Tuesday, July 7, 2015


One of the last things I do is put the final edge on and sharpen. This knife will behave well with a low angle cutting edge. I am aiming for 15°. I use a Norax 45 micron belt for this. That's about a P320 grit.

Once the wire edge is on, I give it a stropping with the MDF sharpener and a little white compound. Razor sharp now.

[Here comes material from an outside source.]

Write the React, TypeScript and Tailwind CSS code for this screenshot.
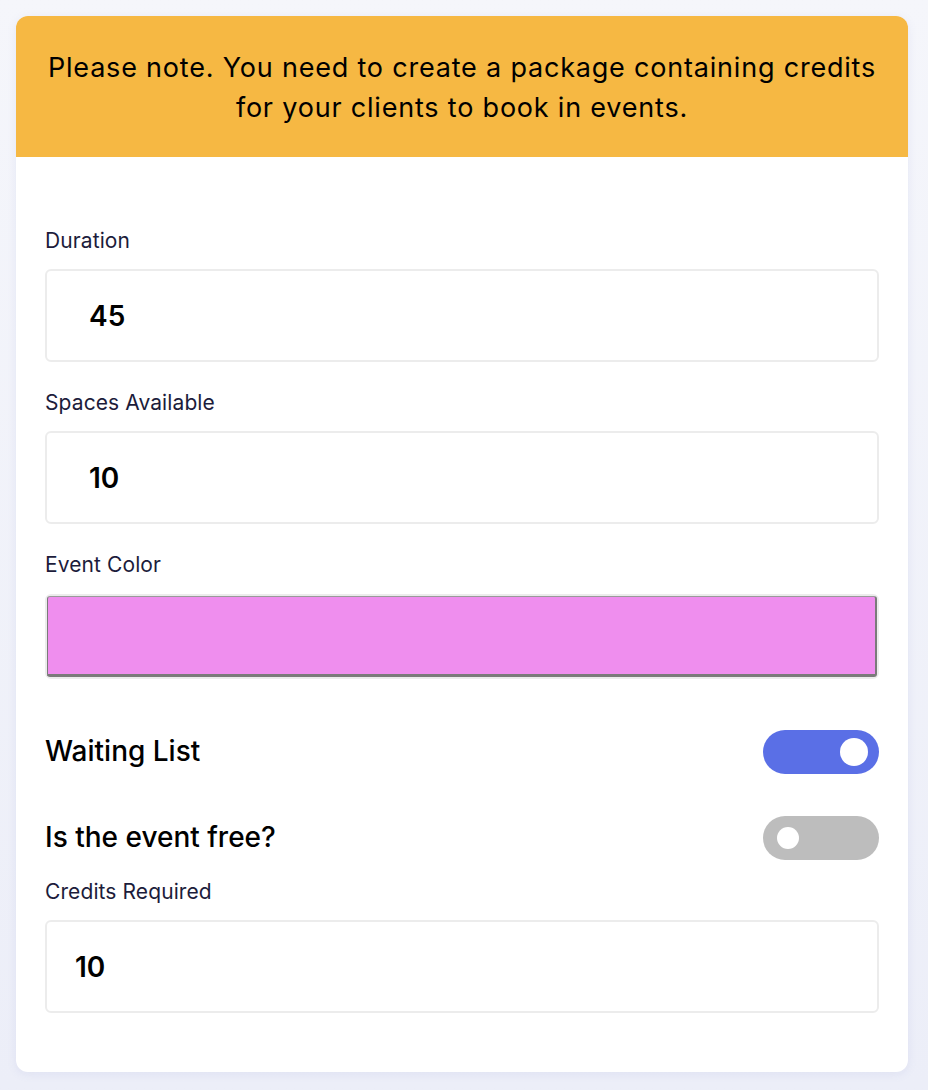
import React from "react";

const FONT = "font-['Inter',_'Open_Sans',_sans-serif]";

function Field({ label, value, padLeft }: { label: string; value: string; padLeft: string }) {
  return (
    <div className="flex flex-col">
      <label className="text-[21px] leading-[24px] tracking-[0.1px] text-[#1c1c3b]">{label}</label>
      <div className={`mt-4 flex h-[93px] items-center rounded-md border-2 border-[#ececec] ${padLeft}`}>
        <span className="text-[28px] font-semibold text-black">{value}</span>
      </div>
    </div>
  );
}

function Toggle({ on }: { on: boolean }) {
  return (
    <div
      className={`flex h-[44px] w-[116px] shrink-0 items-center rounded-full ${
        on ? "justify-end bg-[#5a6fe6] pr-[11px]" : "justify-start bg-[#bdbdbd] pl-[14px]"
      }`}
    >
      <span className={`rounded-full bg-white ${on ? "h-[28px] w-[28px]" : "h-[22px] w-[22px]"}`} />
    </div>
  );
}

export default function App() {
  return (
    <div className={`min-h-[1090px] w-full bg-gradient-to-b from-[#f5f6fb] to-[#eceef8] pb-4 pl-4 pr-5 pt-4 ${FONT}`}>
      <div className="overflow-hidden rounded-xl bg-white shadow-[0_2px_10px_rgba(120,130,200,0.12)]">
        {/* ── Notice ── */}
        <div className="bg-[#f6b843] px-4 pb-[29px] pt-[32px] text-center text-[27px] leading-[40px] tracking-[0.8px] text-black">
          Please note. You need to create a package containing credits
          <br />
          for your clients to book in events.
        </div>

        {/* ── Form ── */}
        <div className="flex flex-col px-[29px] pb-[59px] pt-[72px]">
          <Field label="Duration" value="45" padLeft="pl-[42px]" />
          <div className="mt-[29px]">
            <Field label="Spaces Available" value="10" padLeft="pl-[42px]" />
          </div>

          <div className="mt-[29px] flex flex-col">
            <label className="text-[21px] leading-[24px] tracking-[0.1px] text-[#1c1c3b]">Event Color</label>
            <div className="mt-[17px] rounded-md border-2 border-[#ececec]">
              <div className="h-[81px] rounded-[3px] border border-b-[3px] border-r-2 border-[#7a7a7a] border-t-[#9a9a9a] bg-[#ef8eee]" />
            </div>
          </div>

          <div className="mt-[51px] flex items-center justify-between">
            <span className="-mt-[3px] text-[28px] font-medium text-black">Waiting List</span>
            <Toggle on />
          </div>

          <div className="mt-[42px] flex items-center justify-between">
            <span className="-mt-[3px] text-[28px] font-medium text-black">Is the event free?</span>
            <Toggle on={false} />
          </div>

          <div className="mt-[20px]">
            <Field label="Credits Required" value="10" padLeft="pl-[28px]" />
          </div>
        </div>
      </div>
    </div>
  );
}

The final touches include a coat of renaissance wax and a buff.

Making the Saya

A saya is a sheath or covering for a knife to protect the knife and any careless handlers. It is traditionally made of wood, but can be plastic or synthetic nowadays. One way to make a saya is to hollow out a piece of wood to match the shape of the blade and add a cap to it. Another way is to make a three-layer lamination and cut out from the middle layer.
I started with three 1/8" slices of oak. I ripped them on the table saw. Here I have cut out the shape of the blade in the middle layer.
Then glued and clamped the middle layer to one outside layer. I used outdoor rated glue as this will be in a kitchen environment.
Here is a shot of the knife sitting in the "pocket."
A trace around the outside with about 1/4" or about 6mm of extra material. This line follows the shape of the blade and will be guide for cutting out the finished saya.
While still in two layers, drill the hole for the pin. This is for some 3/16" dowel.
Now cut the shape on the band saw.
This is the view from the opening end after cutting out the basic shape.
Now, glue and clamp to the third piece to complete the lamination. When the glue sets, cut the last piece back to shape. You may use a sander to bring the shape a little closer to the pocket.

Here the pin is fitted and waiting for some fine sanding and a protective stain.

I chose a rosewood stain to go on the oak. I wanted it to look similar to the handle tones. 

As always, there are dozen ways to do something. This method worked okay, holds well, was relatively easy to do and looks good.